Widely available, affordable, and with lots of extras (maps, timelines, an overview of Hyboria, and an essay on Howard’s life and development by Stephen Jones), Complete Chronicles contains every Conan short story Howard ever wrote, as well as a handful of poems in which the character and his world appeared. Unfinished stories and fragments are clearly identified as such, and while the stories are presented in the order in which they were written, not in which they take place, the essay material presents possible character chronologies for those looking for a long-term continuity. Reading these stories really gives a sense of the visceral, morally dark philosophical strangeness that made Conan stand out against the one-dimensional pulp heroes of the day, and that appealed to readers long after many of Howard’s contemporaries were forgotten. Its thoroughness also obviates the need to sort through piles of paperbacks for completeness’ sake.
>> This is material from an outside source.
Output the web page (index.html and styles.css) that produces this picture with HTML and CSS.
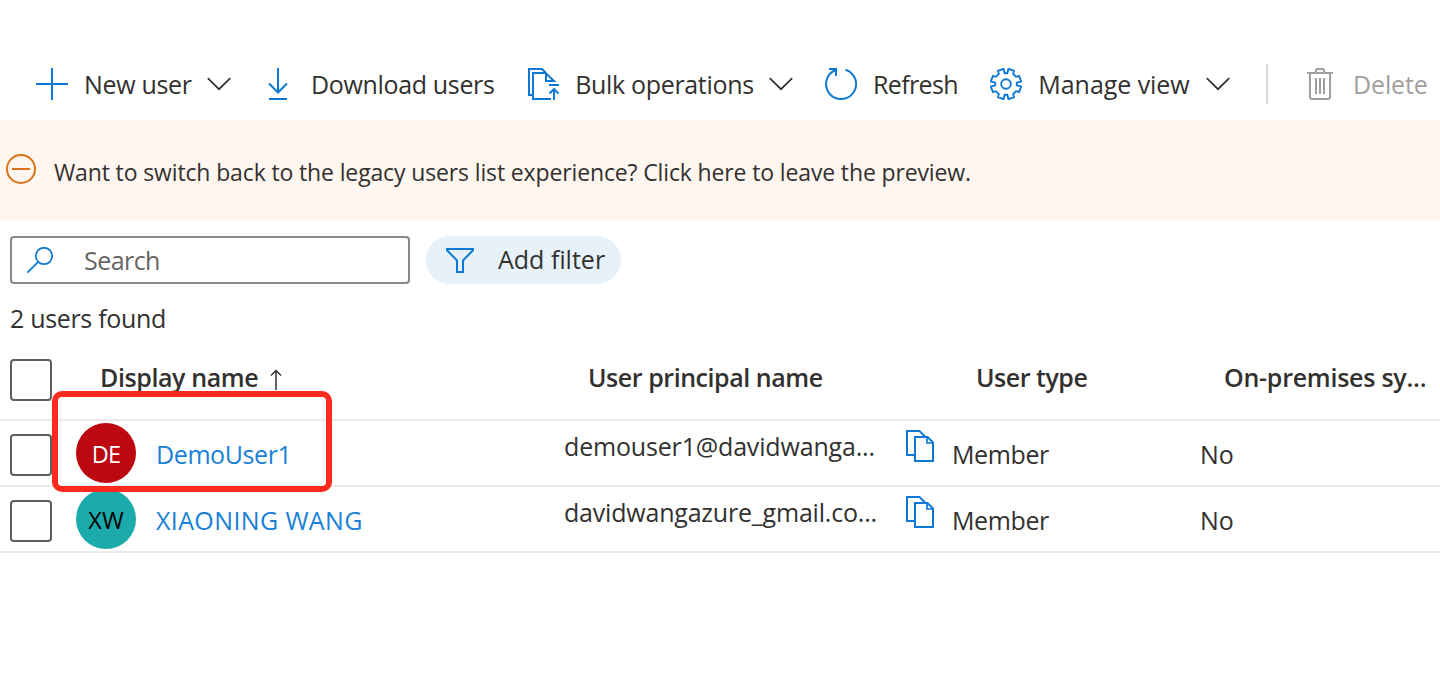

Where not to start: Conan The Destroyer, the 1984 film sequel to Conan The Barbarian, has its moments, but it’s a bit of a mess overall, and it’s for completists only. Every television version of the character (the animated series Conan The Adventurer and Conan And The Young Warriors, and the live-action Conan The Adventurer series) has been significantly defanged, dumbing down and infantilizing the character to the degree that he’s robbed of his savage appeal. And while there are very worthwhile comic adaptations other than the Thomas/Windsor-Smith Marvel run, much like the pastiche novels and short stories written by Howard followers, they’re of highly variant quality, and require a lot of sorting through garbage to get to the good stuff. DeCamp and Anderson in particular have written some good Conan stories, but finding them is a project best saved for after you’ve been exposed to Howard’s originals.